Luego, como todos los niños del mundo, me apasioné por los dinosaurios. Mi padre me compró una enciclopedia infantil en la que entendí que, ni modo, habían desaparecido hacía 75 millones de años y no había cómo resucitarlos. Mientras escribo esto, sostengo mi ejemplar en la mano y compruebo que en la página 66 hay una ilustración que me sacaba lágrimas: un brontosaurio muerto en una isla desierta, sin vegetación ni agua. A lo lejos se ve un sol terrible, como el que nos achicharra el cuero cabelludo en esta primavera despiadada.
Y a pesar de que leía todo el tiempo, no sé si fui una niña más informada que las demás. Leía con tal pasión que, a veces, al cerrar un libro sentía como cuando me bajaba del Ratón Loco de la feria de Chapultepec: mareada y hecha una mensa.
Lo que aprendía, no siempre destinado al público infantil, se mezclaba y confundía con lo que escuchaba y lo que inventaba. Estaba cierta, por ejemplo, de que la tela adhesiva era la tela de Çiva, el dios hindú que representa el principio destructor. Yo vi la ç y creí que era una c.
Contribuyó a mi confusión que en el libro Mitología general de F. Guirand, mismo que ocupaba el lugar de honor en el librero de mi abuela, hubiera una fotografía en la que aparecía una estatua del dios danzando con una banda flotante atada a la cadera. Esa, claro, era la tela de Çiva.

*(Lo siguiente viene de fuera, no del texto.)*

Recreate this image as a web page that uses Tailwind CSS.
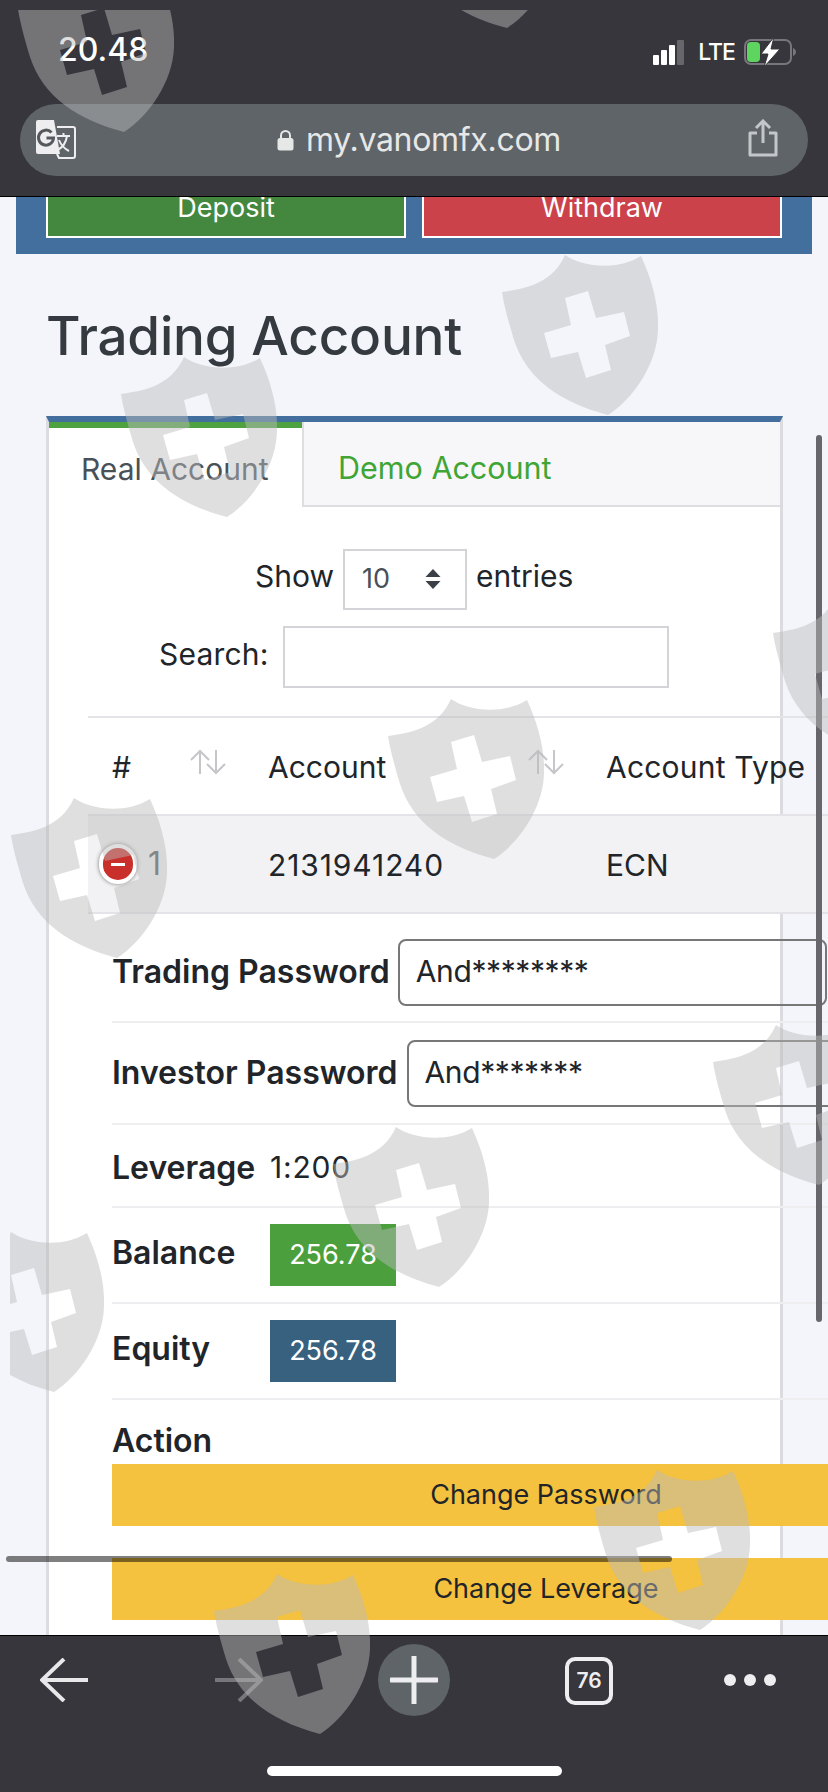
<!DOCTYPE html>
<html lang="en">
<head>
<meta charset="UTF-8">
<meta name="viewport" content="width=device-width, initial-scale=1.0">
<title>Trading Account</title>
<script src="https://cdn.jsdelivr.net/npm/@tailwindcss/browser@4"></script>
</head>
<body class="m-0 bg-[#f4f5fb]">
<div class="relative flex flex-col w-[828px] h-[1792px] overflow-hidden font-['Inter','Liberation_Sans',sans-serif] text-[#212529]">

	<!-- Browser top bar -->
	<header class="h-[197px] shrink-0 bg-[#36363c] px-[20px] pt-[30px] border-b border-black">
		<div class="flex items-center justify-between h-[40px] pl-[38px] pr-[11px] text-white">
			<span class="text-[32px] font-medium leading-none">20.48</span>
			<div class="flex items-center mt-[4px]">
				<div class="flex items-end gap-[2px] h-[25px]">
					<span class="w-[6px] h-[10px] bg-white rounded-[1px]"></span>
					<span class="w-[6px] h-[15px] bg-white rounded-[1px]"></span>
					<span class="w-[6px] h-[20px] bg-white rounded-[1px]"></span>
					<span class="w-[7px] h-[25px] bg-[#66666b] rounded-[1px]"></span>
				</div>
				<span class="ml-[14px] text-[23px] font-medium leading-none tracking-[-1px]">LTE</span>
				<svg class="ml-[9px]" width="53" height="32" viewBox="0 0 53 32">
					<rect x="1" y="4" width="46" height="24" rx="6" fill="none" stroke="#77777b" stroke-width="2"/>
					<rect x="3" y="6" width="13" height="20" rx="4" fill="#5dd55f"/>
					<path d="M49 12c2 1 3 2.500 3 4s-1 3-3 4z" fill="#77777b"/>
					<path d="M30 1 L17 18 H24 L20 31 L36 13 H27 Z" fill="#fff" stroke="#36363c" stroke-width="1"/>
				</svg>
			</div>
		</div>
		<div class="relative flex items-center justify-center h-[72px] mt-[34px] pl-[10px] rounded-[36px] bg-[#5f6468] text-[#e6e8e8]">
			<svg class="absolute left-[15px] top-[15px]" width="42" height="42" viewBox="0 0 42 42">
				<path d="M3 1 H19 L25 35 H3 a2 2 0 0 1 -2 -2 V3 a2 2 0 0 1 2 -2 Z" fill="#eeeef0"/>
				<path d="M22 8 H38 a2 2 0 0 1 2 2 V37 a2 2 0 0 1 -2 2 H24 L22 35" fill="none" stroke="#eeeef0" stroke-width="2"/>
				<path d="M16.500 13.500 a7.500 7.500 0 1 0 2 5.500 h-7" fill="none" stroke="#55595d" stroke-width="3"/>
				<path d="M22 17 H35 M28.500 14 V17 M32 17 C31 24 27 29 22 31 M24 21 C26 26 30 30 34 32" fill="none" stroke="#eeeef0" stroke-width="2"/>
			</svg>
			<svg width="17" height="22" viewBox="0 0 17 22" class="mr-[12px]">
				<path d="M4 10 V6.500 a4.500 4.500 0 0 1 9 0 V10" fill="none" stroke="#e6e8e8" stroke-width="2"/>
				<rect x="0.500" y="9" width="16" height="12.500" rx="2.500" fill="#e6e8e8"/>
			</svg>
			<span class="text-[32px] leading-none tracking-[-0.3px]">my.vanomfx.com</span>
			<svg class="absolute right-[30px] top-[15px]" width="30" height="38" viewBox="0 0 30 38">
				<path d="M9 14 H2 V36 H28 V14 H21" fill="none" stroke="#c4c7c9" stroke-width="3" stroke-linejoin="round"/>
				<path d="M15 24 V2 M8 9 L15 2 L22 9" fill="none" stroke="#c4c7c9" stroke-width="3"/>
			</svg>
		</div>
	</header>

	<!-- Page content -->
	<main class="flex-1 overflow-hidden">
		<div class="flex gap-[16px] mx-[16px] h-[57px] px-[30px] bg-[#426f9e]">
			<div class="flex-1 flex items-center justify-center h-[41px] bg-[#44883f] border-2 border-t-0 border-white text-white text-[27px] pb-[17px]">Deposit</div>
			<div class="flex-1 flex items-center justify-center h-[41px] bg-[#cb424b] border-2 border-t-0 border-white text-white text-[27px] pb-[17px]">Withdraw</div>
		</div>

		<h1 class="ml-[46px] mt-[47px] text-[53px] leading-[70px] font-medium tracking-[-0.2px] text-[#343a40]">Trading Account</h1>

		<div class="relative ml-[46px] mt-[45px] w-[737px] h-[1300px] bg-white border-x-[3px] border-[#dcdce0] border-t-[6px] border-t-[#426f9e]">
			<div class="flex h-[85px]">
				<div class="w-[253px] pl-[32px] border-t-[6px] border-[#4ea340] text-[#495057] text-[30px] leading-[83px]">Real Account</div>
				<div class="flex-1 pl-[34px] bg-[#f7f7f9] border-l-2 border-b-2 border-[#dedee0] text-[#3fa535] text-[30.500px] leading-[92px]">Demo Account</div>
			</div>

			<div class="flex items-center h-[62px] mt-[41px] pl-[206px] text-[30px]">
				<span class="pb-[5px]">Show</span>
				<div class="flex items-center justify-between w-[124px] h-[61px] ml-[9px] pl-[17px] pr-[24px] border-2 border-[#d4d4d8] text-[#495057] text-[27px]">
					<span>10</span>
					<svg width="16" height="22" viewBox="0 0 16 22"><path d="M8 1 L15.500 9 H0.500 Z M8 21 L15.500 13 H0.500 Z" fill="#3b4046"/></svg>
				</div>
				<span class="ml-[9px] pb-[5px]">entries</span>
			</div>

			<div class="flex items-center h-[62px] mt-[16px] pl-[110px] text-[30px]">
				<span class="w-[124px] pb-[5px] tracking-[0.2px]">Search:</span>
				<div class="w-[386px] h-[62px] border-2 border-[#d4d4d8]"></div>
			</div>

			<table class="ml-[39px] mt-[28px] w-[740px] table-fixed border-collapse text-[30px]">
				<thead>
					<tr class="h-[98px] border-y-2 border-[#e4e4e8]">
						<th class="relative w-[156px] pl-[24px] pt-[2px] text-left font-normal">#
							<svg class="absolute left-[102px] top-[31px]" width="36" height="26" viewBox="0 0 36 26"><path d="M10 25 V2 M1 11 L10 2 L19 11 M26 1 V24 M17 15 L26 24 L35 15" fill="none" stroke="#c6c6ca" stroke-width="2"/></svg>
						</th>
						<th class="relative w-[338px] pl-[24px] pt-[2px] text-left font-normal">Account
							<svg class="absolute left-[284px] top-[31px]" width="36" height="26" viewBox="0 0 36 26"><path d="M10 25 V2 M1 11 L10 2 L19 11 M26 1 V24 M17 15 L26 24 L35 15" fill="none" stroke="#c6c6ca" stroke-width="2"/></svg>
						</th>
						<th class="pl-[24px] pt-[2px] text-left font-normal whitespace-nowrap tracking-[0.2px]">Account Type</th>
					</tr>
				</thead>
				<tbody>
					<tr class="h-[98px] bg-[#f2f2f4] border-b-2 border-[#e4e4e8]">
						<td class="pl-[10px]">
							<div class="flex items-center gap-[11px]">
								<span class="flex items-center justify-center w-[38px] h-[40px] ml-[1px] rounded-full bg-[#c9302c] border-[4px] border-white shadow-[0_0_4px_#777]">
									<span class="w-[14px] h-[3px] bg-white"></span>
								</span>
								<span class="text-[32px] text-[#555]">1</span>
							</div>
						</td>
						<td class="pl-[24px] pt-[3px] tracking-[0.9px]">2131941240</td>
						<td class="pl-[24px] pt-[3px]">ECN</td>
					</tr>
				</tbody>
			</table>

			<!-- Account details -->
			<div class="ml-[63px] w-[720px] text-[30px]">
				<div class="flex items-center h-[109px] pt-[9px] border-b-2 border-[#eeeef0]">
					<span class="text-[32px] font-semibold whitespace-nowrap pb-[1px]">Trading Password</span>
					<div class="shrink-0 ml-[8px] w-[429px] h-[67px] pl-[16px] leading-[60px] tracking-[-0.4px] border-2 border-[#777] rounded-[8px]">And********</div>
				</div>
				<div class="flex items-center h-[102px] border-b-2 border-[#eeeef0]">
					<span class="text-[32px] font-semibold whitespace-nowrap pb-[1px]">Investor Password</span>
					<div class="shrink-0 ml-[9px] w-[430px] h-[67px] pl-[16px] leading-[60px] tracking-[-0.4px] border-2 border-[#777] rounded-[8px]">And*******</div>
				</div>
				<div class="flex items-center h-[83px] pt-[4px] border-b-2 border-[#eeeef0]">
					<span class="w-[158px] text-[32px] font-semibold">Leverage</span>
					<span class="tracking-[0.8px]">1:200</span>
				</div>
				<div class="flex items-center h-[96px] border-b-2 border-[#eeeef0]">
					<span class="w-[158px] text-[32px] font-semibold pb-[4px]">Balance</span>
					<span class="flex items-center justify-center w-[126px] h-[62px] bg-[#4b9f3d] text-white text-[27px]">256.78</span>
				</div>
				<div class="flex items-center h-[96px] border-b-2 border-[#eeeef0]">
					<span class="w-[158px] text-[32px] font-semibold pb-[4px]">Equity</span>
					<span class="flex items-center justify-center w-[126px] h-[62px] bg-[#38607f] text-white text-[27px]">256.78</span>
				</div>
				<div class="pt-[21px] leading-[40px] text-[32px] font-semibold">Action</div>
				<div class="flex items-center justify-center w-[868px] h-[62px] bg-[#f4c23f] text-[27px] mt-[3px]">Change Password</div>
				<div class="flex items-center justify-center w-[868px] h-[62px] bg-[#f4c23f] text-[27px] mt-[32px]">Change Leverage</div>
			</div>
		</div>
	</main>

	<!-- Browser bottom bar -->
	<footer class="relative flex items-start h-[157px] shrink-0 bg-[#36363c] border-t border-black pl-[40px] pt-[22px]">
		<svg class="shrink-0" width="48" height="44" viewBox="0 0 48 44"><path d="M48 22 H3 M24 1 L2 22 L24 43" fill="none" stroke="#e8e8ea" stroke-width="4"/></svg>
		<svg class="shrink-0 ml-[127px]" width="48" height="44" viewBox="0 0 48 44"><path d="M0 22 H45 M24 1 L46 22 L24 43" fill="none" stroke="#77777b" stroke-width="4"/></svg>
		<div class="flex items-center justify-center shrink-0 -mt-[14px] ml-[115px] w-[72px] h-[72px] rounded-full bg-[#5f6468]">
			<svg width="48" height="48" viewBox="0 0 48 48"><path d="M24 1 V47 M1 24 H47" fill="none" stroke="#eeeef0" stroke-width="5" stroke-linecap="round"/></svg>
		</div>
		<div class="flex items-center justify-center shrink-0 -mt-[1px] ml-[115px] w-[48px] h-[48px] rounded-[10px] border-[4px] border-[#eeeef0] text-[#eeeef0] text-[21px] font-semibold">76</div>
		<div class="flex items-center gap-[8px] h-[44px] ml-[111px]">
			<span class="w-[12px] h-[12px] rounded-full bg-[#eeeef0]"></span>
			<span class="w-[12px] h-[12px] rounded-full bg-[#eeeef0]"></span>
			<span class="w-[12px] h-[12px] rounded-full bg-[#eeeef0]"></span>
		</div>
		<div class="absolute left-[267px] top-[130px] w-[295px] h-[10px] rounded-full bg-white"></div>
	</footer>

	<!-- Scrollbars -->
	<div class="absolute left-[816px] top-[435px] w-[6px] h-[887px] rounded-full bg-[#67676b]"></div>
	<div class="absolute left-[6px] top-[1556px] w-[666px] h-[6px] rounded-full bg-black/50"></div>

	<!-- Watermark -->
	<svg class="hidden">
		<symbol id="shield" viewBox="0 0 156 160">
			<path fill-rule="evenodd" fill="#bbb" fill-opacity="0.47" d="M0 37 C20 34 50 30 63 0 C80 12 115 16 139 1 C150 25 157 50 156 75 C155 110 130 145 106 160 C60 148 25 125 12 85 C6 65 2 50 0 37 Z M63 43 L86 36 L94 63 L122 57 L128 81 L103 90 L109 115 L84 123 L76 97 L49 103 L42 78 L69 70 Z"/>
		</symbol>
	</svg>
	<div class="absolute left-[10px] top-[10px] right-0 bottom-0 overflow-hidden pointer-events-none">
		<svg class="absolute left-[8px] top-[-38px]" width="156" height="160"><use href="#shield"/></svg>
		<svg class="absolute left-[391px] top-[-142px]" width="156" height="160"><use href="#shield"/></svg>
		<svg class="absolute left-[492px] top-[245px]" width="156" height="160"><use href="#shield"/></svg>
		<svg class="absolute left-[111px] top-[347px]" width="156" height="160"><use href="#shield"/></svg>
		<svg class="absolute left-[378px] top-[689px]" width="156" height="160"><use href="#shield"/></svg>
		<svg class="absolute left-[1px] top-[788px]" width="156" height="160"><use href="#shield"/></svg>
		<svg class="absolute left-[763px] top-[586px]" width="156" height="160"><use href="#shield"/></svg>
		<svg class="absolute left-[703px] top-[1015px]" width="156" height="160"><use href="#shield"/></svg>
		<svg class="absolute left-[323px] top-[1117px]" width="156" height="160"><use href="#shield"/></svg>
		<svg class="absolute left-[-62px] top-[1222px]" width="156" height="160"><use href="#shield"/></svg>
		<svg class="absolute left-[584px] top-[1460px]" width="156" height="160"><use href="#shield"/></svg>
		<svg class="absolute left-[204px] top-[1564px]" width="156" height="160"><use href="#shield"/></svg>
	</div>
</div>
</body>
</html>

¿Por qué la tela de Çiva se usaba junto con el merthiolate para curar raspones? Misterio. Pero cosas más incomprensibles pasaban cerca de Çiva. Me pasmaban la aureola de fuego, la ajorca en el tobillo, el alto tocado con una media luna y una calavera, tan distinto de la melena ensangrentada del Cristo de la capilla escolar. Y, ¿qué decir del superávit de brazos y el demonio elefante apachurrado bajo su pie?
No puedo ni repetir mi atolondrada interpretación del texto ilustrado por la foto. Era una charamusca. No entendí nada, pero me enteré de un montón de cosas: Çiva danzaba para hacer comprender no sé qué asunto a unos herejes. Un tigre enviado por ellos se lo quiso comer. El dios levantó el meñique y se puso la piel del tigre como un chal. Luego, una serpiente intentó picarlo y Çiva se la colgó del cuello; un demonio enano, armado con una maza, trató de destruirlo y el dios le dio con los talones en la espalda y bailó sobre él. ¿Qué le duraban unos mugres raspones?
Esta confusión se repitió a lo largo de mi infancia, sin el elemento teológico, bajo diferentes aspectos. Sobra decir que el mundo en el que vivía era una mezcolanza sin pies ni cabeza, amenazante y multicolor, que determinó casi por completo quien soy.
Extraño esa forma de leer. Quizás los adultos perdemos la capacidad de leer con esa absoluta atención, distraídos por las obligaciones, las necesidades y el mundo. A veces, con libros extraordinarios logro apartarme por unas horas del fragor cotidiano o, al menos, contrastarlo con lo que leo.
Sólo en la ficción se puede vivir, dijo hace algunos años Javier Marías. Ha de tener razón. Pero estoy segura de que hay diferentes tipos de ficción.
No pueden ser lo mismo una novela o un poema, que la ficción política, ese cúmulo de necedades del que emanan las ofensivas declaraciones del secretario de Hacienda. Esas son mentiras nomás.